William Callander v Busways Blacktown Pty Ltd
[2012] FWA 7622
•21 SEPTEMBER 2012
[2012] FWA 7622 |
|
DECISION |
Fair Work Act 2009
s.394 - Application for unfair dismissal remedy
William Callander
v
Busways Blacktown Pty Ltd
(U2012/7632)
COMMISSIONER MCKENNA | SYDNEY, 21 SEPTEMBER 2012 |
Application for unfair dismissal remedy - application dismissed.
[1] William Callender (“the applicant”) has lodged an application, made pursuant to s.394 of the Fair Work Act 2009, for an unfair dismissal remedy. The applicant contends the decision by Busways Blacktown Pty Ltd (“the respondent”) to dismiss him was harsh, unjust and unreasonable. The applicant seeks an order for monetary compensation.
[2] The applicant commenced employment with the respondent as a bus driver on 14 October 2007, initially as a casual employee and subsequently as a permanent employee. The applicant also became the chief workplace delegate for the Transport Workers’ Union.
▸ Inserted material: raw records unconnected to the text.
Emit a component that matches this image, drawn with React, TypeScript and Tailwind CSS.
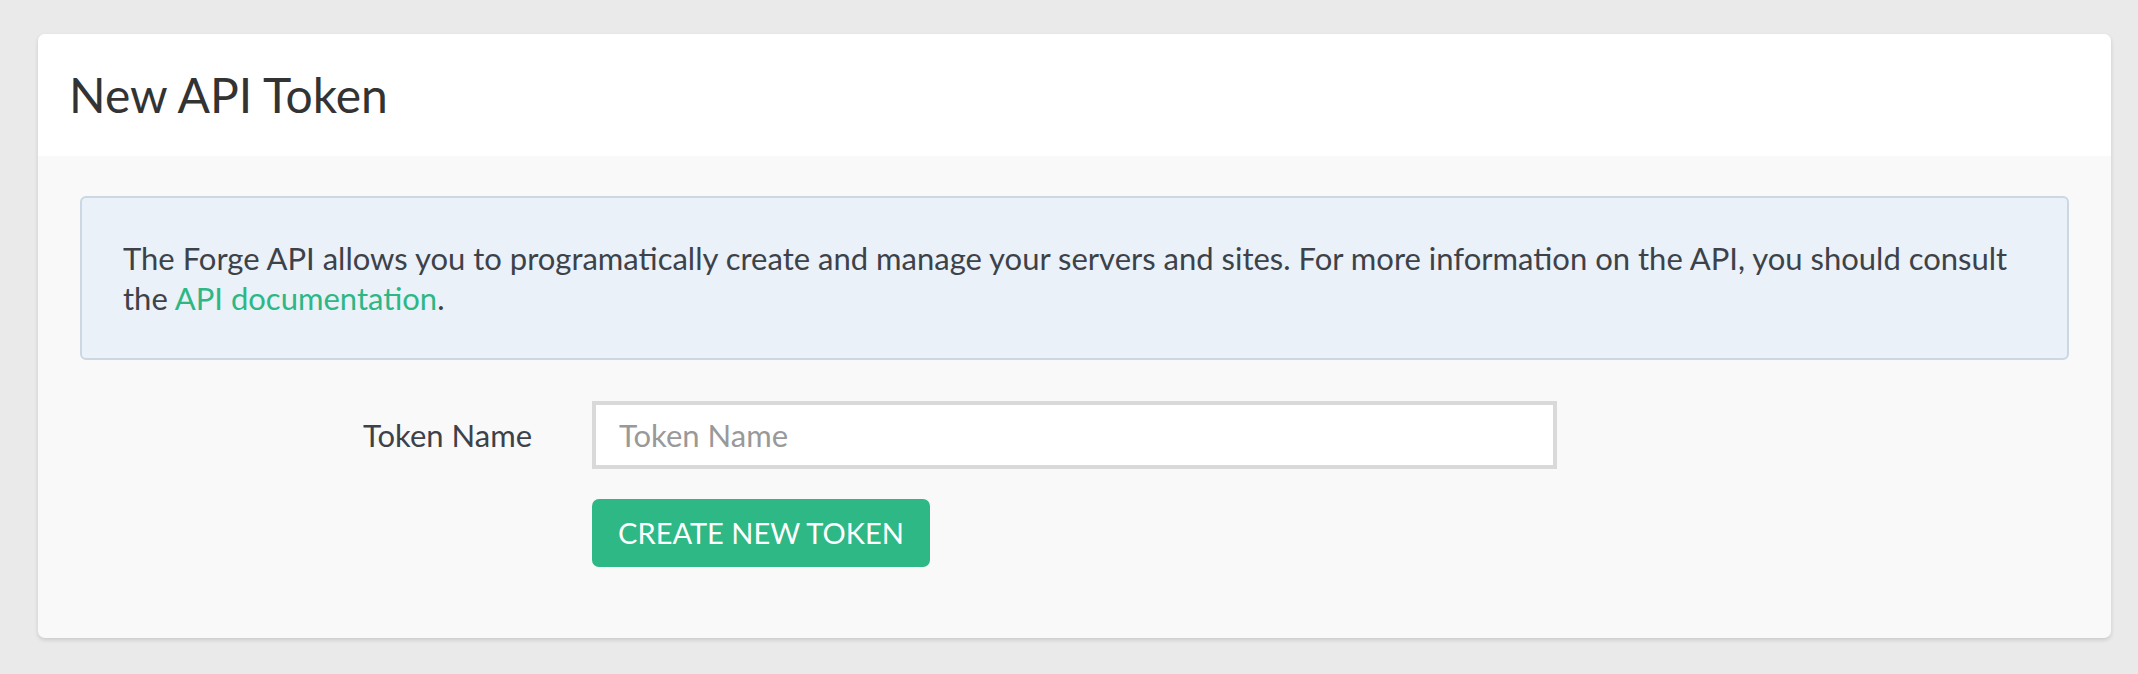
export default function App() {
  return (
    <div className="min-h-[674px] bg-[#eaeaea] pt-[34px] pl-[38px] pr-[27px] pb-[37px] font-['Lato','Liberation_Sans',sans-serif]">
      <div className="rounded-[7px] bg-[#f9f9f9] shadow-[0_2px_4px_rgba(0,0,0,0.14)] overflow-hidden">
        <div className="h-[122px] bg-white px-[31px] flex items-center">
          <h1 className="text-[48px] leading-none text-[#333333]">New API Token</h1>
        </div>

        <div className="px-[42px] pt-[40px] pb-[71px]">
          <div className="rounded-[6px] border-2 border-[#cbd7e3] bg-[#eaf1f8] px-[41px] py-[40px] text-[31px] leading-[40px] text-[#3d4249]">
            The Forge API allows you to programatically create and manage your servers and sites. For more information on the API, you should consult the{" "}
            <a href="#" className="text-[#2db785]">API documentation</a>.
          </div>

          <div className="mt-[41px] flex items-center">
            <label className="w-[452px] text-right text-[31px] text-[#3d4249]">Token Name</label>
            <input
              type="text"
              placeholder="Token Name"
              className="ml-[60px] w-[965px] h-[68px] border-4 border-[#d9d9d9] bg-white px-[23px] text-[31px] text-[#333] placeholder:text-[#999999] outline-none"
            />
          </div>

          <div className="mt-[30px] pl-[512px]">
            <button className="h-[68px] w-[338px] rounded-[7px] bg-[#2db886] text-[29px] uppercase text-white">
              Create New Token
            </button>
          </div>
        </div>
      </div>
    </div>
  )
}
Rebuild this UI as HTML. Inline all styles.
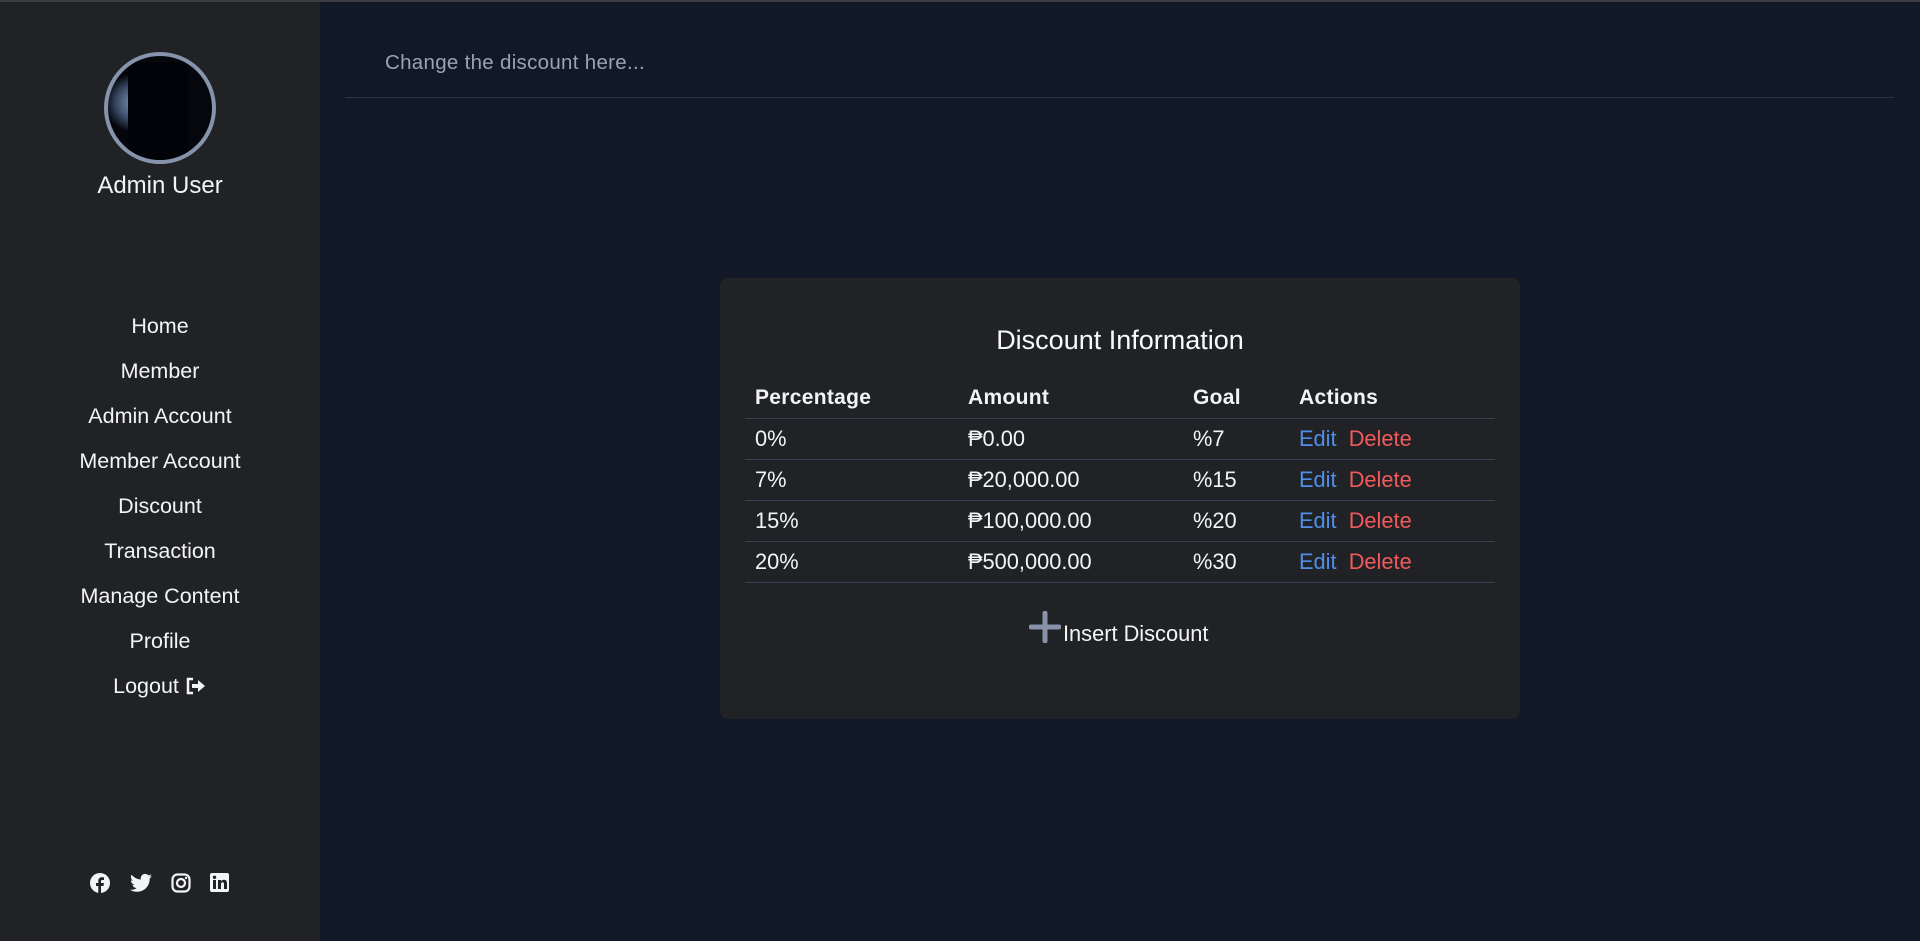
<!DOCTYPE html>
<html><head><meta charset="utf-8"><style>
*{margin:0;padding:0;box-sizing:border-box}
body{width:1920px;height:941px;background:#111827;font-family:"Liberation Sans",Arial,sans-serif;color:#e5e7eb;position:relative;overflow:hidden}
.topline{position:absolute;left:0;top:0;width:1920px;height:2px;background:#3a3d44}
.side{position:absolute;left:0;top:2px;width:320px;height:939px;background:#212226}
.avatar{position:absolute;left:104px;top:50px;width:112px;height:112px;border-radius:50%;border:4px solid #8593ab;background:radial-gradient(circle at 25% 45%,#7d94b3 0,#3a4a66 18%,#05070d 30%),#000;overflow:hidden}
.avatar:after{content:"";position:absolute;left:20px;top:6px;width:60px;height:100px;background:#020308;border-radius:10px 10px 0 0}
.name{position:absolute;left:0;width:320px;top:170px;text-align:center;font-size:24px;color:#f3f4f6}
.nav{position:absolute;left:0;width:320px;text-align:center;font-size:21.5px;color:#f3f4f6}
.soc{position:absolute;top:873px}
.hdr{position:absolute;left:385px;top:51px;font-size:20.5px;color:#9ca3af;letter-spacing:.3px}
.hline{position:absolute;left:345px;top:97px;width:1549px;height:1px;background:#2b3241}
.card{position:absolute;left:720px;top:278px;width:800px;height:441px;background:#212226;border-radius:8px}
.title{position:absolute;left:0;width:800px;top:325px;text-align:center;font-size:27px;color:#f9fafb}
.t{position:absolute;font-size:21.8px;color:#f3f4f6}
.b{font-weight:bold;font-size:21px;letter-spacing:.3px}
.l{position:absolute;left:745px;width:750px;height:1px;background:#374151}
.e{color:#4f8fea}.d{color:#f05a5a}
</style></head><body>
<div class="topline"></div>
<div class="side">
<div class="avatar"></div>
<div class="name">Admin User</div>
</div>
<div class="nav" style="top:314px">Home</div>
<div class="nav" style="top:359px">Member</div>
<div class="nav" style="top:404px">Admin Account</div>
<div class="nav" style="top:449px">Member Account</div>
<div class="nav" style="top:494px">Discount</div>
<div class="nav" style="top:539px">Transaction</div>
<div class="nav" style="top:584px">Manage Content</div>
<div class="nav" style="top:629px">Profile</div>
<div class="nav" style="top:674px">Logout <svg width="22" height="18" viewBox="0 0 22 18" style="vertical-align:-2px"><path d="M8 2H3v14h5" fill="none" stroke="#f3f4f6" stroke-width="2.5"/><path d="M7 7h6V3l7 6-7 6v-4H7z" fill="#f3f4f6"/></svg></div>
<svg class="soc" style="left:90px" width="20" height="20" viewBox="0 0 20 20"><circle cx="10" cy="10" r="10" fill="#f3f4f6"/><path d="M11 20v-7h2.5l.4-3H11V8.3c0-.8.3-1.3 1.4-1.3H14V4.4c-.4 0-1.3-.1-2.2-.1C9.700 4.300 8.300 5.600 8.300 7.900V10H6v3h2.3v7z" fill="#212226"/></svg>
<svg class="soc" style="left:130px" width="22" height="20" viewBox="0 0 24 20"><path d="M24 2.4a10 10 0 0 1-2.8.8A5 5 0 0 0 23.300.5a10 10 0 0 1-3.100 1.200A4.900 4.900 0 0 0 11.800 6.200 14 14 0 0 1 1.700 1 4.900 4.900 0 0 0 3.200 7.600 4.900 4.900 0 0 1 1 7v.1a4.900 4.900 0 0 0 3.900 4.800 5 5 0 0 1-2.200.1 4.900 4.900 0 0 0 4.600 3.400A9.900 9.900 0 0 1 0 17.400 14 14 0 0 0 7.500 19.600c9.100 0 14-7.500 14-14v-.6A10 10 0 0 0 24 2.400z" fill="#f3f4f6"/></svg>
<svg class="soc" style="left:171px" width="20" height="20" viewBox="0 0 20 20"><rect x="1.5" y="1.5" width="17" height="17" rx="5" fill="none" stroke="#f3f4f6" stroke-width="2.2"/><circle cx="10" cy="10" r="4" fill="none" stroke="#f3f4f6" stroke-width="2.2"/><circle cx="15" cy="5" r="1.2" fill="#f3f4f6"/></svg>
<svg class="soc" style="left:210px" width="19" height="19" viewBox="0 0 19 19"><rect width="19" height="19" rx="2" fill="#f3f4f6"/><rect x="3" y="7" width="3" height="9" fill="#212226"/><circle cx="4.5" cy="4.300" r="1.700" fill="#212226"/><path d="M8 7h3v1.400c.6-1 1.700-1.600 3-1.600 2.200 0 3 1.400 3 3.800V16h-3v-4.800c0-1.200-.3-2-1.300-2S11 10 11 11.200V16H8z" fill="#212226"/></svg>
<div class="hdr">Change the discount here...</div>
<div class="hline"></div>
<div class="card"></div>
<div class="title" style="left:720px">Discount Information</div>
<div class="t b" style="left:755px;top:386px">Percentage</div>
<div class="t b" style="left:968px;top:386px">Amount</div>
<div class="t b" style="left:1193px;top:386px">Goal</div>
<div class="t b" style="left:1299px;top:386px">Actions</div>
<div class="l" style="top:418px"></div>
<div class="t" style="left:755px;top:426px">0%</div><div class="t" style="left:968px;top:426px">₱0.00</div><div class="t" style="left:1193px;top:426px">%7</div><div class="t" style="left:1299px;top:426px"><span class="e">Edit</span>&nbsp; <span class="d">Delete</span></div>
<div class="l" style="top:459px"></div>
<div class="t" style="left:755px;top:467px">7%</div><div class="t" style="left:968px;top:467px">₱20,000.00</div><div class="t" style="left:1193px;top:467px">%15</div><div class="t" style="left:1299px;top:467px"><span class="e">Edit</span>&nbsp; <span class="d">Delete</span></div>
<div class="l" style="top:500px"></div>
<div class="t" style="left:755px;top:508px">15%</div><div class="t" style="left:968px;top:508px">₱100,000.00</div><div class="t" style="left:1193px;top:508px">%20</div><div class="t" style="left:1299px;top:508px"><span class="e">Edit</span>&nbsp; <span class="d">Delete</span></div>
<div class="l" style="top:541px"></div>
<div class="t" style="left:755px;top:549px">20%</div><div class="t" style="left:968px;top:549px">₱500,000.00</div><div class="t" style="left:1193px;top:549px">%30</div><div class="t" style="left:1299px;top:549px"><span class="e">Edit</span>&nbsp; <span class="d">Delete</span></div>
<div class="l" style="top:582px"></div>
<svg style="position:absolute;left:1029px;top:611px" width="32" height="32" viewBox="0 0 32 32"><path d="M16 2v28M2 16h28" stroke="#8893aa" stroke-width="5" stroke-linecap="round"/></svg>
<div class="t" style="left:1063px;top:621px">Insert Discount</div>
</body></html>
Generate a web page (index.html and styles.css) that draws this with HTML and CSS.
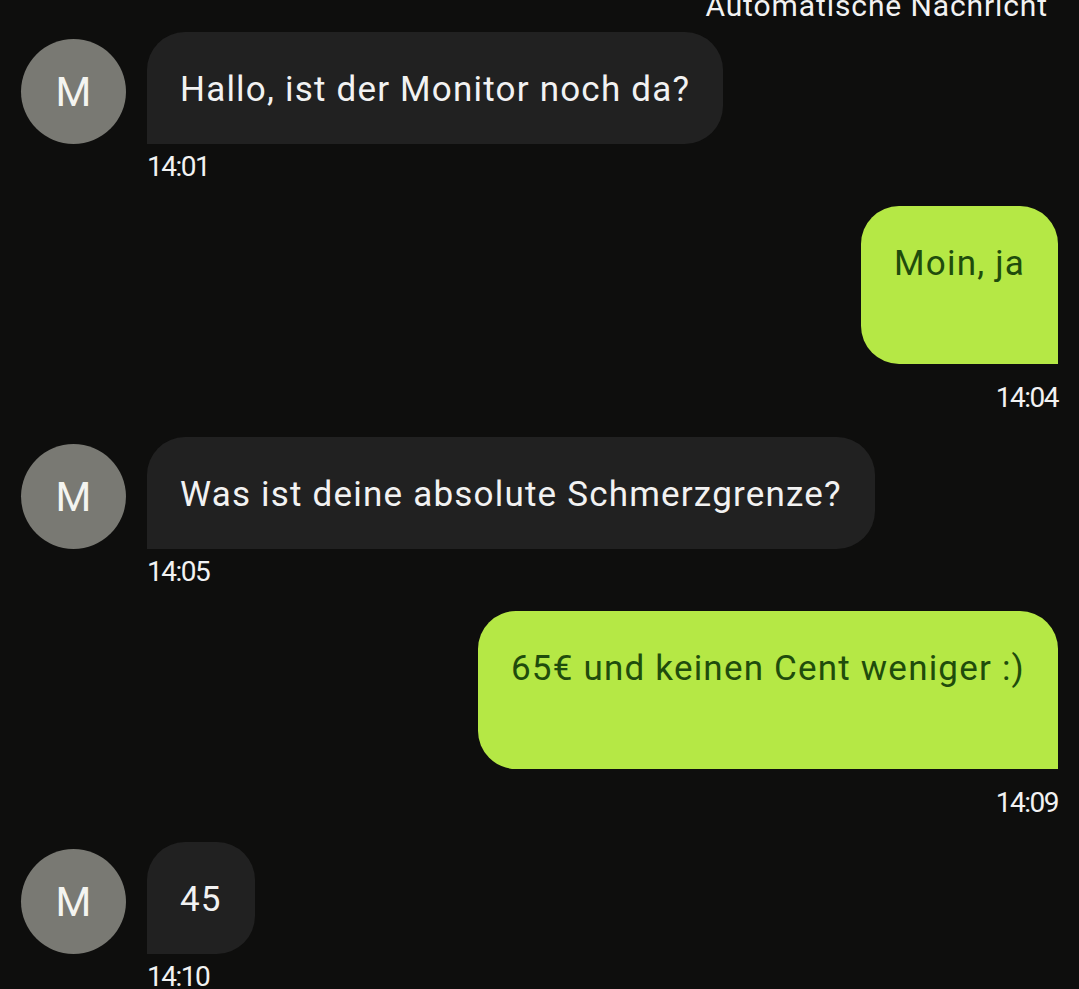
FILE: index.html
```html
<!DOCTYPE html>
<html lang="de">
<head>
  <meta charset="UTF-8">
  <meta name="viewport" content="width=device-width, initial-scale=1.0">
  <title>Chat</title>
  <link rel="stylesheet" href="styles.css">
</head>
<body>
  <div class="chat">
    <div class="notice">Automatische Nachricht</div>

    <div class="msg in">
      <div class="row">
        <div class="avatar">M</div>
        <div class="bubble">Hallo, ist der Monitor noch da?</div>
      </div>
      <div class="time">14:01</div>
    </div>

    <div class="msg out">
      <div class="bubble">Moin, ja</div>
      <div class="time">14:04</div>
    </div>

    <div class="msg in">
      <div class="row">
        <div class="avatar">M</div>
        <div class="bubble">Was ist deine absolute Schmerzgrenze?</div>
      </div>
      <div class="time">14:05</div>
    </div>

    <div class="msg out">
      <div class="bubble">65€ und keinen Cent weniger :)</div>
      <div class="time">14:09</div>
    </div>

    <div class="msg in">
      <div class="row">
        <div class="avatar">M</div>
        <div class="bubble">45</div>
      </div>
      <div class="time">14:10</div>
    </div>
  </div>
</body>
</html>
```

FILE: styles.css
```css
body {
  margin: 0;
  padding: 0;
  background-color: #0e0e0d;
  font-family: 'Roboto', sans-serif;
  color: #f2f2f2;
  height: 989px;
  overflow: hidden;
}

.chat {
  display: flex;
  flex-direction: column;
  gap: 23px;
  padding: 0 21px;
}

.notice {
  text-align: right;
  font-size: 30px;
  line-height: 32px;
  letter-spacing: 0.9px;
  margin-top: -10px;
  margin-bottom: -13px;
  padding-right: 10px;
}

.msg {
  display: flex;
  flex-direction: column;
}

.row {
  display: flex;
  align-items: flex-end;
  gap: 21px;
}

.avatar {
  width: 105px;
  height: 105px;
  border-radius: 50%;
  background-color: #797973;
  color: #f4f4f0;
  font-size: 41px;
  display: flex;
  justify-content: center;
  align-items: center;
  flex-shrink: 0;
}

.bubble {
  font-size: 35px;
  line-height: 44px;
  letter-spacing: 1.2px;
  padding: 36px 33px 32px;
  border-radius: 38px;
}

.in .bubble {
  background-color: #212121;
  border-bottom-left-radius: 0;
}

.in .time {
  margin-top: 7px;
  margin-left: 126px;
}

.out {
  align-items: flex-end;
}

.out .bubble {
  background-color: #b5e845;
  color: #1f4c0c;
  padding-bottom: 78px;
  border-bottom-right-radius: 0;
}

.out .time {
  margin-top: 18px;
}

.time {
  font-size: 28px;
  line-height: 32px;
  letter-spacing: -1.5px;
}
```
The applicant considers that his union activities made him “a target” for some managers, although this was denied by the respondent.
[3] As to matters relevantly preceding the dismissal, the respondent formally warned the applicant about certain matters in a letter dated 29 February 2012. On 3 March 2012, the applicant lodged a driver occurrence report concerning the behaviour of local school students on the route that formed part of his run. There is a dedicated school bus, but some students prefer to walk from the school to a bus stop near a local club to catch the general passenger bus that was on the applicant’s run. The applicant was concerned about the “bad behaviour” of the students who boarded at this particular bus stop. Following the report, the applicant was instructed to charge the students boarding the bus at this particular bus stop a $1.00 fare, and not to allow them travel free on their bus passes. It is not entirely clear why the applicant was given this instruction and it appears the instruction was not given to other drivers.
[4] On 22 March 2012, the applicant advised students who were boarding the bus at the particular bus stop they could board the bus but had to pay a $1.00 fare (i.e. rather than travelling for free using their school bus passes). The applicant’s evidence was that one student seemed to take particular offence at being told about the fare and stated loudly and clearly to the applicant he would not pay the fare and also stated to the applicant words to the effect that the applicant was pocketing the fare for himself.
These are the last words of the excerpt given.